For decades, India’s military has creatively elevated jugaad to sophisticated operational levels, which have ensured that imported weapon systems performed well above their declared potential in extreme climates of freezing Himalayan regions and the searing hot That Desert in Rajasthan. In many instances Indian military jugaad has been known to render a range of platforms even more lethal than what their creators had originally designed them to be. 

“Such cradle-to-grave restrictions on equipment provided the US a continuing hold over the recipient country,” said a one-star IAF officer “to achieve Washington’s strategic, political, diplomatic and intelligence-sharing goals.” However, this was not the case with defence equipment from countries like Russia, France and Israel, he said, declining to be named, as they adopted a relatively ‘laisse faire’ attitude to jugaad. All three countries also provided India easy access to source codes, or underlying software instructions that controlled the functioning of many of the various equipments systems, said the officer. The US, for its part, he added was ‘somewhat guarded and obstructive’ in this regard.  

But, despite these challenges and handicaps, there was little doubt that a large proportion of US armaments were technologically unmatched globally, especially in sphere of stealth, avionics, and network-centric warfare. And, domestically for all US administrations and presidents, arms sales financed their country’s vast military-industrial complex, ensuring continued research and development of cutting-edge technologies and keeping production lines buzzing, thereby ensuring continued employment and overall economic growth.

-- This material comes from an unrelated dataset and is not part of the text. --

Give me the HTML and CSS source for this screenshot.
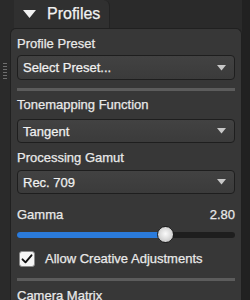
FILE: index.html
```html
<!DOCTYPE html>
<html lang="en">
<head>
  <meta charset="UTF-8">
  <title>Profiles</title>
  <link rel="stylesheet" href="styles.css">
</head>
<body>
  <div class="window">
    <!-- drag handle on the left edge -->
    <div class="grip"><span class="grip-dots"></span></div>

    <div class="column">
      <div class="tab">
        <svg class="tab-arrow" width="13" height="8" viewBox="0 0 13 8"><path d="M0 0h13L6.5 8z" fill="#f2f2f2"/></svg>
        <span>Profiles</span>
      </div>

      <div class="panel">
        <div class="field-label">Profile Preset</div>
        <div class="select select-first">
          <span>Select Preset...</span>
          <svg class="select-arrow" width="9" height="6" viewBox="0 0 9 6"><path d="M0 0h9L4.5 5.5z" fill="#c8c8c8"/></svg>
        </div>

        <div class="divider"></div>

        <div class="field-label">Tonemapping Function</div>
        <div class="select">
          <span>Tangent</span>
          <svg class="select-arrow" width="9" height="6" viewBox="0 0 9 6"><path d="M0 0h9L4.5 5.5z" fill="#c8c8c8"/></svg>
        </div>

        <div class="field-label field-label-spaced">Processing Gamut</div>
        <div class="select select-tight">
          <span>Rec. 709</span>
          <svg class="select-arrow" width="9" height="6" viewBox="0 0 9 6"><path d="M0 0h9L4.5 5.5z" fill="#c8c8c8"/></svg>
        </div>

        <div class="value-row">
          <span>Gamma</span>
          <span>2.80</span>
        </div>
        <div class="slider">
          <div class="slider-track"><div class="slider-fill" style="width: 68%"></div></div>
          <div class="slider-thumb" style="left: 140px"></div>
        </div>

        <div class="check-row">
          <span class="checkbox">
            <svg width="16" height="16" viewBox="0 0 16 16"><path d="M3.5 8.3l3 3 6-7" fill="none" stroke="#111" stroke-width="1.9" stroke-linecap="round" stroke-linejoin="round"/></svg>
          </span>
          <span>Allow Creative Adjustments</span>
        </div>

        <div class="divider divider-bottom"></div>

        <div class="field-label">Camera Matrix</div>
      </div>
    </div>

    <div class="edge"></div>
  </div>
</body>
</html>
```

FILE: styles.css
```css
/* Dark dock panel */
body {
  margin: 0;
  padding: 0;
  background: #2a2a2a;
  font-family: "Liberation Sans", Arial, sans-serif;
  font-size: 13px;
  color: #e9e9e9;
  -webkit-text-stroke: 0.25px;
}
.window {
  display: flex;
  width: 250px;
  height: 300px;
  overflow: hidden;
}
.grip {
  width: 10px;
  flex-shrink: 0;
}
.grip-dots {
  display: block;
  width: 4px;
  height: 17px;
  margin: 62px 0 0 3px;
  background-image: radial-gradient(circle, #6f6f6f 0.8px, transparent 1px);
  background-size: 2px 3px;
}
.column {
  flex: 1;
  display: flex;
  flex-direction: column;
}
.edge {
  width: 8px;
  flex-shrink: 0;
  background: #212121;
}

/* Collapsible section tab */
.tab {
  display: flex;
  flex-shrink: 0;
  align-items: center;
  gap: 11px;
  width: 96px;
  height: 28px;
  margin-left: 4px;
  padding-left: 9px;
  box-sizing: border-box;
  background: #303030;
  border-right: 1px solid #232323;
  border-radius: 0 6px 0 0;
  font-size: 16px;
  color: #f2f2f2;
}
.tab-arrow {
  margin-top: -1px;
}

.panel {
  flex: 1;
  padding: 7px 6px 0 6px;
  background: #373737;
  border: 1px solid #202020;
  border-bottom: none;
  border-radius: 6px 6px 0 0;
}
.field-label {
  line-height: 16px;
  margin-bottom: 6px;
}
.field-label-spaced {
  margin-top: 7px;
  margin-bottom: 4px;
}
.select {
  display: flex;
  align-items: center;
  justify-content: space-between;
  height: 24px;
  padding: 0 8px 0 5px;
  box-sizing: border-box;
  background: linear-gradient(#424242, #3b3b3b);
  border: 1px solid #1e1e1e;
  border-radius: 4px;
  color: #f0f0f0;
}
.select-first {
  height: 25px;
  margin-top: -3px;
}
.divider {
  height: 3px;
  margin: 8px 0 6px;
  background: #5c5c5c;
}
.divider-bottom {
  margin: 11px 0 7px;
}

/* Gamma slider */
.value-row {
  display: flex;
  justify-content: space-between;
  margin-top: 13px;
  line-height: 16px;
}
.slider {
  position: relative;
  display: flex;
  align-items: center;
  height: 17px;
  margin-top: 3px;
}
.slider-track {
  flex: 1;
  height: 6px;
  border-radius: 3px;
  background: #1e1e1e;
  overflow: hidden;
}
.slider-fill {
  height: 100%;
  background: #2b7bdb;
}
.slider-thumb {
  position: absolute;
  top: 0;
  width: 17px;
  height: 17px;
  box-sizing: border-box;
  border-radius: 50%;
  border: 1px solid #1c1c1c;
  background: radial-gradient(circle at 50% 45%, #fbfbfb 0, #dedede 45%, #b5b5b5 100%);
}

.check-row {
  display: flex;
  align-items: center;
  gap: 10px;
  margin: 8px 0 0 2px;
  line-height: 16px;
}
.checkbox {
  display: block;
  width: 16px;
  height: 16px;
  box-sizing: border-box;
  background: #f5f5f5;
  border: 1px solid #8a8a8a;
  border-radius: 3px;
}
.checkbox svg {
  display: block;
  margin: -1px 0 0 -1px;
}
```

That being said, it appears that commerce secretary Luntik’s breathlessly bullying outburst displayed complete ignorance of India’s immutable internal political dynamics, which make it impossible for any government, including the BJP-led coalition, to be so obviously browbeaten into buying US military equipment. And, if he, along with Trump persisted in such behaviour, its possible that they just might find themselves wrapped in a riddle wrapped in a mystery inside an enigma, woven by seasoned defence ministry bureaucrats.